BRIEF:
Check each line of the records for "this"; collect those that have it.

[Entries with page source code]
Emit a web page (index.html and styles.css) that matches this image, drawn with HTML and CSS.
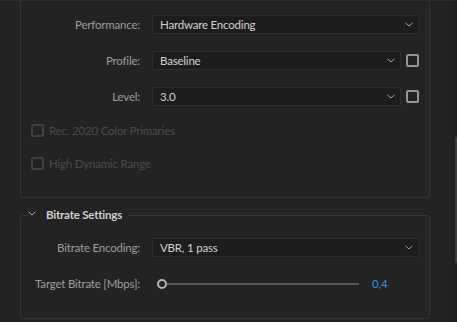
FILE: index.html
```html
<!DOCTYPE html>
<html>
<head>
<meta charset="utf-8">
<link rel="stylesheet" href="styles.css">
</head>
<body>
<div class="app">
  <div class="content">
    <div class="panel">
      <div class="row">
        <span class="lbl">Performance:</span>
        <div class="ctl">
          <div class="select"><span>Hardware Encoding</span><svg class="chev" width="8" height="5" viewBox="0 0 8 5"><path d="M0.5 0.8 L4 4 L7.5 0.8" fill="none" stroke="#a8a8a8" stroke-width="1"/></svg></div>
        </div>
      </div>
      <div class="row">
        <span class="lbl">Profile:</span>
        <div class="ctl">
          <div class="select"><span>Baseline</span><svg class="chev" width="8" height="5" viewBox="0 0 8 5"><path d="M0.5 0.8 L4 4 L7.5 0.8" fill="none" stroke="#a8a8a8" stroke-width="1"/></svg></div>
          <span class="cb"></span>
        </div>
      </div>
      <div class="row">
        <span class="lbl">Level:</span>
        <div class="ctl">
          <div class="select"><span>3.0</span><svg class="chev" width="8" height="5" viewBox="0 0 8 5"><path d="M0.5 0.8 L4 4 L7.5 0.8" fill="none" stroke="#a8a8a8" stroke-width="1"/></svg></div>
          <span class="cb"></span>
        </div>
      </div>
      <div class="check disabled first"><span class="cb"></span><span>Rec. 2020 Color Primaries</span></div>
      <div class="check disabled"><span class="cb"></span><span>High Dynamic Range</span></div>
    </div>

    <fieldset class="group">
      <legend><svg class="lchev" width="8" height="5" viewBox="0 0 8 5"><path d="M0.5 0.8 L4 4 L7.5 0.8" fill="none" stroke="#b0b0b0" stroke-width="1"/></svg><span>Bitrate Settings</span></legend>
      <div class="row">
        <span class="lbl">Bitrate Encoding:</span>
        <div class="ctl">
          <div class="select"><span>VBR, 1 pass</span><svg class="chev" width="8" height="5" viewBox="0 0 8 5"><path d="M0.5 0.8 L4 4 L7.5 0.8" fill="none" stroke="#a8a8a8" stroke-width="1"/></svg></div>
        </div>
      </div>
      <div class="row">
        <span class="lbl">Target Bitrate [Mbps]:</span>
        <div class="ctl slider">
          <span class="knob"></span>
          <span class="track"></span>
          <span class="value">0,4</span>
        </div>
      </div>
    </fieldset>
  </div>
  <div class="scrollbar"><div class="thumb"></div></div>
</div>
</body>
</html>
```

FILE: styles.css
```css
html, body {
  margin: 0;
  padding: 0;
  background: #232323;
}
body {
  font-family: Lato, "Liberation Sans", sans-serif;
  font-size: 11.5px;
  letter-spacing: -0.2px;
  color: #a0a0a0;
}
.app {
  display: flex;
  width: 457px;
  height: 322px;
  overflow: hidden;
  border-top: 1px solid #2c2c2c;
  box-sizing: border-box;
}
.content {
  width: 452px;
  padding-left: 20px;
  box-sizing: border-box;
}
.panel {
  width: 410px;
  box-sizing: border-box;
  border: 1px solid #343434;
  border-top: none;
  border-radius: 0 0 3px 3px;
  padding: 14px 10px 24px 0;
}
.row {
  display: grid;
  grid-template-columns: 119px 1fr;
  column-gap: 12px;
  height: 19px;
  align-items: center;
}
.row + .row {
  margin-top: 17px;
}
.lbl {
  text-align: right;
  color: #9e9e9e;
  white-space: nowrap;
}
.ctl {
  display: flex;
  align-items: center;
  gap: 5px;
  height: 19px;
}
.select {
  flex: 1;
  height: 19px;
  box-sizing: border-box;
  background: #1d1d1d;
  border: 1px solid #2e2e2e;
  border-radius: 2px;
  display: flex;
  align-items: center;
  justify-content: space-between;
  padding: 0 5px 0 7px;
  color: #d2d2d2;
}
.chev {
  display: block;
}
.cb {
  width: 13px;
  height: 13px;
  box-sizing: border-box;
  border: 2px solid #959595;
  border-radius: 2px;
  flex: none;
}
.check {
  display: flex;
  align-items: center;
  gap: 5px;
  height: 20px;
  padding-left: 10px;
  margin-top: 13px;
}
.check.first {
  margin-top: 14px;
}
.check.disabled {
  color: #4c4c4c;
}
.check.disabled .cb {
  border-color: #404040;
}
.group {
  margin: 10px 0 0 0;
  padding: 16px 10px 25px 0;
  width: 410px;
  box-sizing: border-box;
  min-width: 0;
  border: 1px solid #343434;
  border-radius: 3px;
}
.group legend {
  padding: 0 6px 0 0;
  margin-left: 6px;
  line-height: 14px;
  display: flex;
  align-items: center;
  font-weight: bold;
  color: #cfcfcf;
}
.lchev {
  margin: 0 10px 0 1px;
  position: relative;
  top: -2px;
}
.slider {
  gap: 0;
  padding-left: 5px;
}
.knob {
  width: 10px;
  height: 10px;
  box-sizing: border-box;
  border: 2px solid #b4b4b4;
  border-radius: 50%;
  flex: none;
}
.track {
  width: 192px;
  height: 2px;
  background: #555555;
}
.value {
  margin-left: 13px;
  color: #3c8fe0;
}
.scrollbar {
  width: 5px;
  background: #1f1f1f;
}
.thumb {
  margin-top: 136px;
  margin-left: 3px;
  width: 2px;
  height: 126px;
  background: #3c3c3c;
}
```
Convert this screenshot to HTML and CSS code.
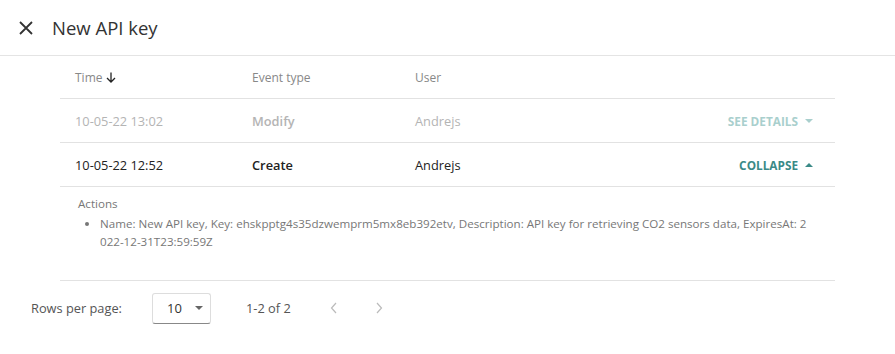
FILE: index.html
```html
<!DOCTYPE html>
<html lang="en">
  <head>
    <meta charset="UTF-8" />
    <title>New API key</title>
    <link rel="stylesheet" href="styles.css">
  </head>
  <body>
    <div class="dialog">
      <header class="dialog-header">
        <button class="btn-close" aria-label="Close">
          <svg width="14" height="14" viewBox="0 0 14 14">
            <path d="M1 1 L13 13 M13 1 L1 13" stroke="#333" stroke-width="1.8" fill="none" />
          </svg>
        </button>
        <h1>New API key</h1>
      </header>

      <div class="history">
        <div class="row head">
          <div class="cell c-time">Time
            <svg class="sort" width="10" height="11" viewBox="0 0 10 11">
              <path d="M5 0.5 V10 M1 6 L5 10 L9 6" stroke="#222" stroke-width="1.3" fill="none" />
            </svg>
          </div>
          <div class="cell c-type">Event type</div>
          <div class="cell c-user">User</div>
          <div class="cell c-action"></div>
        </div>

        <div class="row faded">
          <div class="cell c-time">10-05-22 13:02</div>
          <div class="cell c-type">Modify</div>
          <div class="cell c-user">Andrejs</div>
          <div class="cell c-action"><a href="#">See details <span class="caret down"></span></a></div>
        </div>

        <div class="row">
          <div class="cell c-time">10-05-22 12:52</div>
          <div class="cell c-type">Create</div>
          <div class="cell c-user">Andrejs</div>
          <div class="cell c-action"><a href="#">Collapse <span class="caret up"></span></a></div>
        </div>

        <div class="details">
          <div class="details-title">Actions</div>
          <ul>
            <li>Name: New API key, Key: ehskpptg4s35dzwemprm5mx8eb392etv, Description: API key for retrieving CO2 sensors data, ExpiresAt: 2022-12-31T23:59:59Z</li>
          </ul>
        </div>
      </div>

      <div class="pager">
        <span class="pager-label">Rows per page:</span>
        <div class="select">10 <span class="caret down dark"></span></div>
        <span class="pager-range">1-2 of 2</span>
        <button class="pager-btn" aria-label="Previous page">
          <svg width="8" height="12" viewBox="0 0 8 12"><path d="M6 1 L1.5 6 L6 11" stroke="#bbb" stroke-width="1.2" fill="none" /></svg>
        </button>
        <button class="pager-btn" aria-label="Next page">
          <svg width="8" height="12" viewBox="0 0 8 12"><path d="M2 1 L6.5 6 L2 11" stroke="#bbb" stroke-width="1.2" fill="none" /></svg>
        </button>
      </div>
    </div>
  </body>
</html>
```

FILE: styles.css
```css
* {
  box-sizing: border-box;
}

body {
  margin: 0;
  background-color: #fff;
  font-family: 'Open Sans', sans-serif;
  color: #222;
}

.dialog-header {
  display: flex;
  align-items: center;
  height: 56px;
  padding-left: 19px;
  border-bottom: 1px solid #e4e4e4;
}

.btn-close {
  display: flex;
  background: none;
  border: none;
  padding: 0;
  margin-right: 19px;
  cursor: pointer;
}

.dialog-header h1 {
  margin: 0;
  font-size: 18.5px;
  font-weight: normal;
  color: #333;
}

.history {
  margin: 0 60px;
}

.row {
  display: flex;
  align-items: center;
  height: 44px;
  padding: 0 22px 0 15px;
  border-bottom: 1px solid #e2e2e2;
  font-size: 12.8px;
}

.row.head {
  height: 43px;
  padding-top: 1px;
  font-size: 12px;
  color: #888;
}

.c-time {
  width: 177px;
  display: flex;
  align-items: center;
}

.c-time .sort {
  margin-left: 3px;
}

.c-type {
  width: 163px;
  font-weight: 600;
}

.row.head .c-type {
  font-weight: normal;
}

.c-user {
  flex: 1;
}

.c-action a {
  display: flex;
  align-items: center;
  text-decoration: none;
  text-transform: uppercase;
  font-size: 11.8px;
  font-weight: bold;
  color: #3b8a87;
}

.row.faded {
  color: #b4b4b4;
}

.row.faded .c-action a {
  color: #a9cfcd;
}

.caret {
  display: inline-block;
  width: 0;
  height: 0;
  margin-left: 7px;
  border-left: 4px solid transparent;
  border-right: 4px solid transparent;
}

.caret.down {
  border-top: 4px solid currentColor;
}

.caret.up {
  border-bottom: 4px solid currentColor;
}

.details {
  height: 94px;
  padding: 9px 24px 0 18px;
  border-bottom: 1px solid #e2e2e2;
  font-size: 11.6px;
  color: #777;
}

.details ul {
  margin: 4px 0 0;
  padding-left: 22px;
}

.details li {
  line-height: 18px;
  word-break: break-all;
}

.pager {
  display: flex;
  align-items: center;
  height: 54px;
  padding-left: 31px;
  font-size: 12.8px;
  color: #555;
}

.pager-label {
  width: 121px;
}

.select {
  display: flex;
  align-items: center;
  justify-content: space-between;
  width: 59px;
  height: 31px;
  padding: 0 7px 0 14px;
  border: 1px solid #ddd;
  border-bottom-color: #888;
  border-radius: 3px;
  font-size: 13px;
  color: #333;
}

.caret.dark {
  color: #666;
  margin-left: 0;
}

.pager-range {
  margin-left: 35px;
  width: 84px;
}

.pager-btn {
  display: flex;
  background: none;
  border: none;
  padding: 0;
  margin-left: 0;
  width: 45px;
}
```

FINISHED EXERCISE:
Emit a web page (index.html and styles.css) that matches this image, drawn with HTML and CSS.
Convert this screenshot to HTML and CSS code.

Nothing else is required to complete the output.